» **Work to be completed**
Extract from the listing each line in which the word "this" appears.

» **Given records**
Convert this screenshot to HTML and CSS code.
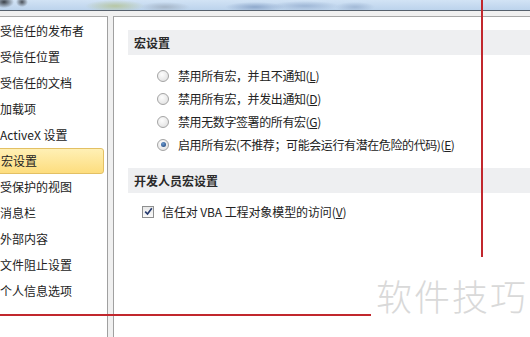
FILE: index.html
```html
<!doctype html>
<html>
<head>
    <meta charset="utf-8">
    <title>宏设置</title>
    <link rel="stylesheet" href="styles.css">
</head>
<body>

<div class="titlebar"></div>

<div class="main">
    <ul class="nav">
        <li>受信任的发布者</li>
        <li>受信任位置</li>
        <li>受信任的文档</li>
        <li>加载项</li>
        <li>ActiveX 设置</li>
        <li class="selected">宏设置</li>
        <li>受保护的视图</li>
        <li>消息栏</li>
        <li>外部内容</li>
        <li>文件阻止设置</li>
        <li>个人信息选项</li>
    </ul>

    <div class="content">
        <div class="group">宏设置</div>
        <div class="options">
            <label class="opt"><span class="radio"></span>禁用所有宏，并且不通知(<u>L</u>)</label>
            <label class="opt"><span class="radio"></span>禁用所有宏，并发出通知(<u>D</u>)</label>
            <label class="opt"><span class="radio"></span>禁用无数字签署的所有宏(<u>G</u>)</label>
            <label class="opt"><span class="radio on"></span>启用所有宏(不推荐；可能会运行有潜在危险的代码)(<u>E</u>)</label>
        </div>

        <div class="group second">开发人员宏设置</div>
        <label class="check-row">
            <span class="check"><svg width="9" height="9" viewBox="0 0 9 9"><path d="M1.2 4.6 L3.5 7 L7.8 1.3" fill="none" stroke="#253a6e" stroke-width="1.6"/></svg></span>
            信任对 VBA 工程对象模型的访问(<u>V</u>)
        </label>
    </div>
</div>

<div class="mark-v"></div>
<div class="mark-h"></div>
<div class="watermark">软件技巧</div>

</body>
</html>
```

FILE: styles.css
```css
html, body { margin: 0; }
body {
    width: 530px; height: 337px; overflow: hidden;
    position: relative;
    background: #f0f0f0;
    font-family: "Microsoft YaHei", "Noto Sans CJK SC", sans-serif;
    font-size: 12px;
    color: #222;
}

.titlebar {
    height: 10px;
    border-bottom: 1px solid #56606c;
    background:
        radial-gradient(ellipse 10px 6px at 4px 2px, #3a4048, transparent),
        radial-gradient(ellipse 6px 5px at 22px 2px, #4a5058, transparent),
        radial-gradient(ellipse 30px 6px at 115px 6px, #b7c7a4, transparent),
        radial-gradient(ellipse 25px 5px at 165px 7px, #a6b6c8, transparent),
        radial-gradient(ellipse 30px 5px at 255px 7px, #8fa9cc, transparent),
        radial-gradient(ellipse 35px 5px at 305px 6px, #9fb7d6, transparent),
        radial-gradient(ellipse 20px 5px at 355px 7px, #a2b9d6, transparent),
        linear-gradient(#d2e3f5, #bcd3ec);
}

.main {
    display: flex;
    gap: 5px;
    padding-top: 5px;
    height: 321px;
}

.nav {
    list-style: none;
    margin: 0; padding: 1px 0 0;
    width: 107px;
    background: #fff;
    border-top: 1px solid #a8a8a8;
    border-right: 1px solid #a0a0a0;
    overflow: hidden;
}
.nav li {
    height: 26px; line-height: 26px;
    white-space: nowrap;
}
.nav .selected {
    margin: 0 3px 0 -4px;
    padding-left: 4px;
    height: 24px; line-height: 24px;
    border: 1px solid #e3c064;
    border-radius: 3px;
    background: linear-gradient(#fff0b5, #fddd7e);
}

.content {
    flex: 1;
    background: #fff;
    border-top: 1px solid #a8a8a8;
    border-left: 1px solid #a0a0a0;
    padding: 13px 0 0 14px;
}

.group {
    height: 25px; line-height: 25px;
    padding-left: 6px;
    background: #eeeff1;
    font-weight: bold;
    color: #2a2a2a;
}
.group.second { margin-top: 12px; }

.options { padding: 9px 0 0 29px; }
.opt {
    display: flex; align-items: center;
    height: 23px;
    white-space: nowrap;
    letter-spacing: -0.4px;
}
.radio {
    width: 10px; height: 10px;
    margin-right: 9px;
    border: 1px solid #a4a4a4;
    border-radius: 50%;
    background: radial-gradient(circle at 40% 35%, #fdfdfd, #dcdcdc);
    display: grid; place-items: center;
}
.radio.on::after {
    content: "";
    width: 5px; height: 5px;
    border-radius: 50%;
    background: radial-gradient(circle at 40% 35%, #6a9ad0, #1c3f74);
}

.check-row {
    display: flex; align-items: center;
    height: 23px;
    margin: 7px 0 0 14px;
    white-space: nowrap;
    letter-spacing: -0.1px;
}
.check {
    width: 10px; height: 10px;
    margin-right: 8px;
    border: 1px solid #8e8f8f;
    background: linear-gradient(#e8e8e8, #fafafa);
    display: grid; place-items: center;
}

.mark-v {
    position: absolute;
    left: 481px; top: 0;
    width: 2px; height: 257px;
    background: #c1272d;
}
.mark-h {
    position: absolute;
    left: 0; top: 314px;
    width: 371px; height: 2px;
    background: #c1272d;
}
.watermark {
    position: absolute;
    left: 376px; top: 273px;
    font-size: 36px;
    line-height: 44px;
    letter-spacing: 2px;
    color: #d9d9d9;
    font-weight: 300;
}
```
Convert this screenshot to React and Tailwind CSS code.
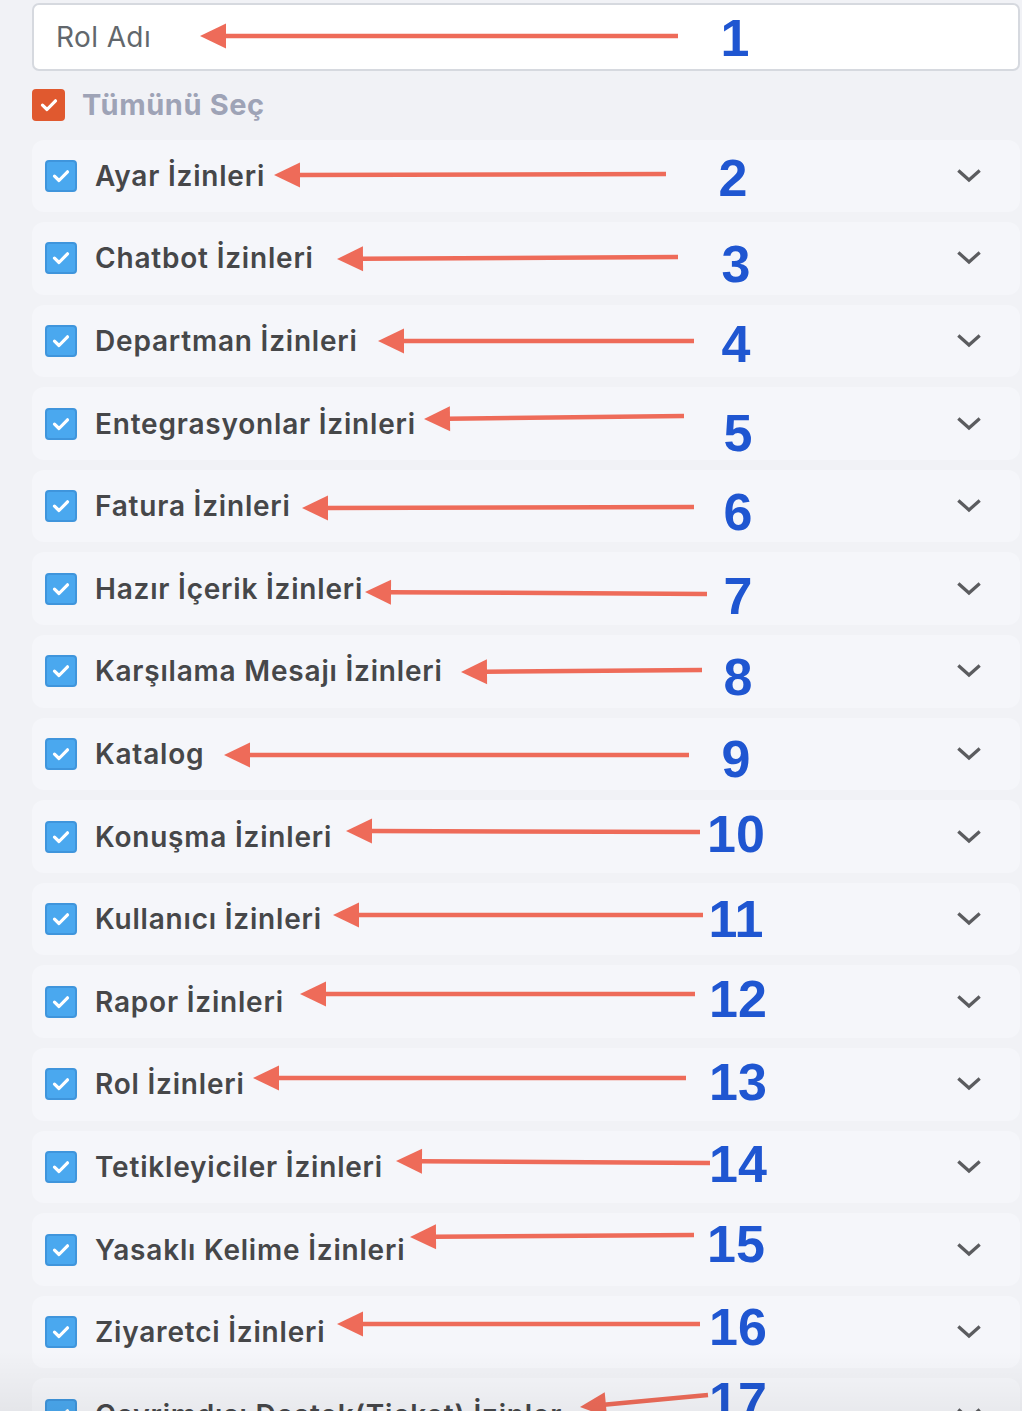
import React from "react";

const rows = [
  "Ayar İzinleri",
  "Chatbot İzinleri",
  "Departman İzinleri",
  "Entegrasyonlar İzinleri",
  "Fatura İzinleri",
  "Hazır İçerik İzinleri",
  "Karşılama Mesajı İzinleri",
  "Katalog",
  "Konuşma İzinleri",
  "Kullanıcı İzinleri",
  "Rapor İzinleri",
  "Rol İzinleri",
  "Tetikleyiciler İzinleri",
  "Yasaklı Kelime İzinleri",
  "Ziyaretci İzinleri",
  "Çevrimdışı Destek(Ticket) İzinler",
];

// tipX, tipY, endX, endY, numCx, numBaseline
const notes = [
  [200, 36, 678, 36, 735, 56],
  [274, 175, 666, 174, 733, 196],
  [337, 259, 678, 257, 736, 282],
  [378, 341, 694, 341, 736, 362],
  [424, 419, 684, 416, 738, 451],
  [302, 508, 694, 507, 738, 530],
  [365, 592, 707, 594, 738, 614],
  [461, 672, 702, 670, 738, 695],
  [224, 755, 689, 755, 736, 777],
  [346, 831, 700, 832, 736, 852],
  [333, 915, 703, 915, 736, 937],
  [300, 994, 695, 994, 738, 1017],
  [253, 1078, 686, 1078, 738, 1100],
  [396, 1161, 710, 1163, 738, 1182],
  [410, 1237, 694, 1235, 736, 1262],
  [337, 1324, 700, 1324, 738, 1345],
  [580, 1407, 708, 1395, 738, 1419],
];

function Check() {
  return (
    <svg width="18" height="14" viewBox="0 0 18 14" fill="none">
      <path d="M2.5 7.2 L7 11.5 L15.5 2.8" stroke="white" strokeWidth="3.2" strokeLinecap="round" strokeLinejoin="round" />
    </svg>
  );
}

function Arrow({ n }) {
  const [tx, ty, ex, ey] = n;
  const dx = ex - tx;
  const dy = ey - ty;
  const len = Math.sqrt(dx * dx + dy * dy);
  const ux = dx / len;
  const uy = dy / len;
  const hl = 26;
  const hw = 12.5;
  const bx = tx + ux * hl;
  const by = ty + uy * hl;
  const px = -uy;
  const py = ux;
  const pts = `${tx},${ty} ${bx + px * hw},${by + py * hw} ${bx - px * hw},${by - py * hw}`;
  return (
    <g>
      <line x1={bx - ux * 2} y1={by - uy * 2} x2={ex} y2={ey} stroke="#ee6b59" strokeWidth="4.5" />
      <polygon points={pts} fill="#ee6b59" />
    </g>
  );
}

export default function App() {
  return (
    <div className="relative h-[1411px] w-full overflow-hidden bg-[#f1f2f6] font-['Inter',sans-serif]">
      <div className="flex flex-col pl-[32px] pr-[2px] pt-[3px]">
        <div className="flex h-[68px] items-center rounded-[7px] border-2 border-[#d6d9df] bg-white pl-[22px] text-[28px] tracking-[0.4px] text-[#62676c]">
          Rol Adı
        </div>
        <div className="mt-[12px] flex items-center gap-[17px]">
          <div className="flex h-[32px] w-[33px] items-center justify-center rounded-[4px] bg-[#e0592f]">
            <Check />
          </div>
          <span className="text-[29px] font-bold tracking-[0.6px] text-[#9ea3b6]">Tümünü Seç</span>
        </div>
        <div className="mt-[13px] flex flex-col gap-[10px]">
          {rows.map((r) => (
            <div key={r} className="flex h-[72.6px] shrink-0 items-center rounded-[12px] bg-[#f5f6fa] pl-[13px] pr-[39px]">
              <div className="flex h-[32px] w-[32px] items-center justify-center rounded-[4px] border-2 border-[#3f95dc] bg-[#4aa8ef]">
                <Check />
              </div>
              <span className="ml-[18px] flex-1 whitespace-nowrap text-[28px] font-semibold tracking-[0.8px] text-[#464749]">{r}</span>
              <svg width="24" height="14" viewBox="0 0 24 14" fill="none">
                <path d="M2.5 2.5 L12 11 L21.5 2.5" stroke="#5b5c5f" strokeWidth="3.2" strokeLinecap="square" />
              </svg>
            </div>
          ))}
        </div>
      </div>
      <svg className="pointer-events-none absolute left-0 top-0" width="1022" height="1411" viewBox="0 0 1022 1411">
        {notes.map((n, i) => (
          <g key={i}>
            <Arrow n={n} />
            <text
              x={n[4]}
              y={n[5]}
              textAnchor="middle"
              fontFamily="'Liberation Sans', Arial, sans-serif"
              fontWeight="700"
              fontSize="52"
              fill="#1f56d1"
            >
              {i + 1}
            </text>
          </g>
        ))}
      </svg>
      <div className="pointer-events-none absolute bottom-0 left-0 h-[60px] w-full bg-linear-to-b from-transparent to-[rgba(0,0,0,0.05)]" />
    </div>
  );
}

» **Task answer**
Convert this screenshot to HTML and CSS code.
Convert this screenshot to React and Tailwind CSS code.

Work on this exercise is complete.